Concernant les émotions, en revanche, je ne laisse rien passer. Si la remarque vient d'une personne éloignée, je corrige en m'adressant à Pierre directement. Si elle vient d'une personne proche, j'en discute calmement avec elle, et jusqu'ici, chacune a reconnu son erreur. Dans ces cas-là, d'ailleurs, je me rends compte à quel point elles n'ont tout simplement pas réfléchi. Elles me disent : « C'est sorti tout seul. » Je suis fière si je peux aider certaines personnes à évoluer.
L : J'essaie aussi de choisir mes combats : on ne peut pas sans arrêt reprendre les gens autour de nous, et corriger la boulangère ou la voisine à la moindre remarque.
Je propose des activités variées à ma fille, je diversifie ses jouets. Heureusement, son papa me suit à 100%, tout comme notre entourage familial : ma mère lui a offert un établi avec ses outils, et ma belle-mère n'hésite pas à monter au créneau devant les petites remarques insidieuses.
Concernant les vêtements, je ne me prends plus la tête : l'idée n'est pas non plus de refuser le rose ou les robes à ma petite fille pour un combat qui la dépasse et qu'elle n'aura (j'espère) jamais à mener. Ma priorité est surtout de ne pas l'entraver dans ses mouvements : les petites filles qui trébuchent sur leur robe trop longue, ça me fait trop de peine…
Quels sont les domaines sur lesquels il faut encore faire des efforts, selon vous ?
DF : Ce qui me préoccupe déjà, c'est le choix des activités extra-scolaires, puis des spécialisations au moment des études. Je trouve vraiment dommage que, de nos jours encore, des domaines entiers soient presque exclusivement réservés aux femmes : études littéraires, danse classique, petite enfance, etc.
J'espère que mon fils saura s'affranchir de ces préjugés et développer des goûts sûrs, même s'ils ne sont pas encore partagés par la majorité.
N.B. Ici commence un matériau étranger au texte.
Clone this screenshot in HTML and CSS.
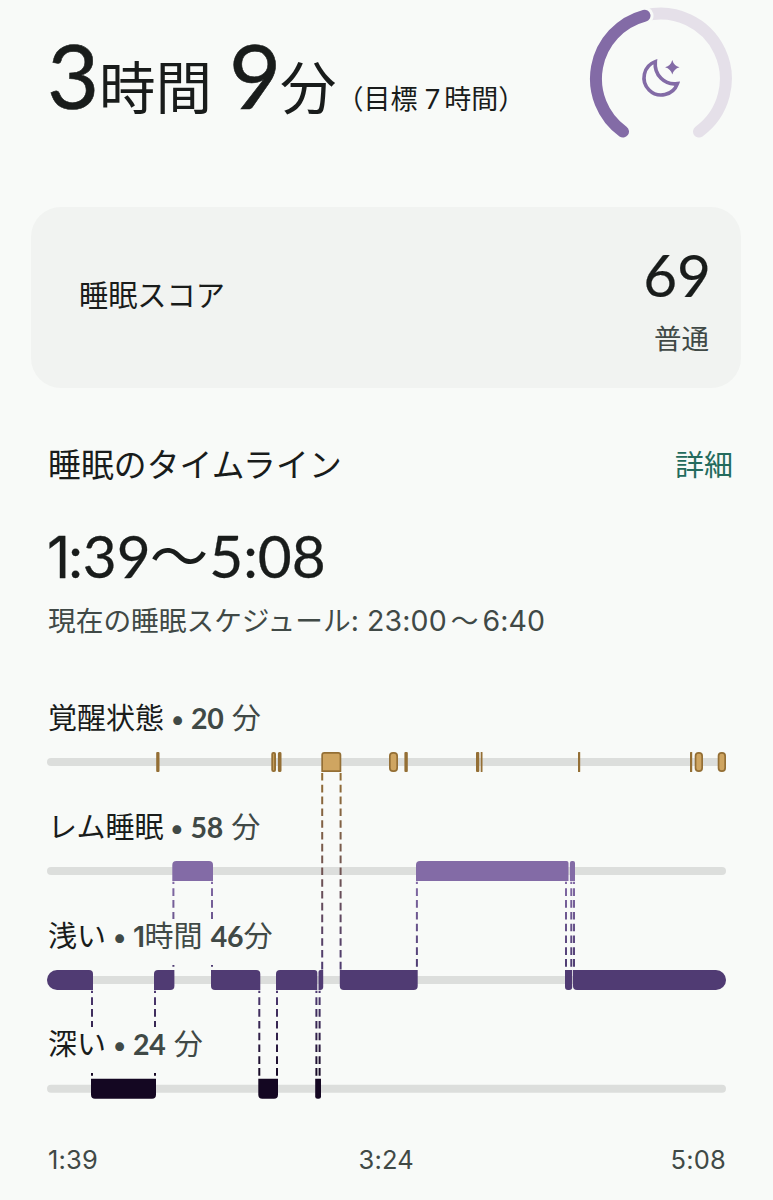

S'il aime le foot tant mieux (ou tant pis !), mais il n'est pas obligé !
L : La place de la mère et du père, et plus généralement, des femmes et des hommes dans la société qui entoure nos enfants est à repenser.
Par exemple, la plupart des personnes qui s'occupent de ma fille sont des femmes : à la crèche, il n'y a que des puéricultrices, et l'animatrice musicale qui leur chante des comptines est une femme. Et les rares fois où nous avons eu recours à des baby-sitters, c'étaient des jeunes filles. Par contre, le médecin et le psychologue de la crèche sont des hommes. Alors certes, il y a des hommes et des femmes dans la vie de mon enfant, mais je fais le triste constat que les personnes dont la place dans la société est (malheureusement) bien plus valorisée sont toutes des hommes.
Heureusement, nous arrivons à un bel équilibre quant à la place du père et de la mère dans la vie de notre bébé : son père s'est autant levé que moi la nuit, il l'emmène à la crèche le matin, et je vais la chercher le soir. Nous avons pratiquement autant de déplacements professionnels l'un que l'autre, nos horaires de travail sont similaires, et nous l'emmenons à tour de rôle chez le médecin.
Bien sûr, c'est un luxe d'avoir des métiers qui nous permettent cette flexibilité, et je suis bien consciente que parfois, le déséquilibre qui s'installe entre père et mère n'est souhaité par aucun des deux.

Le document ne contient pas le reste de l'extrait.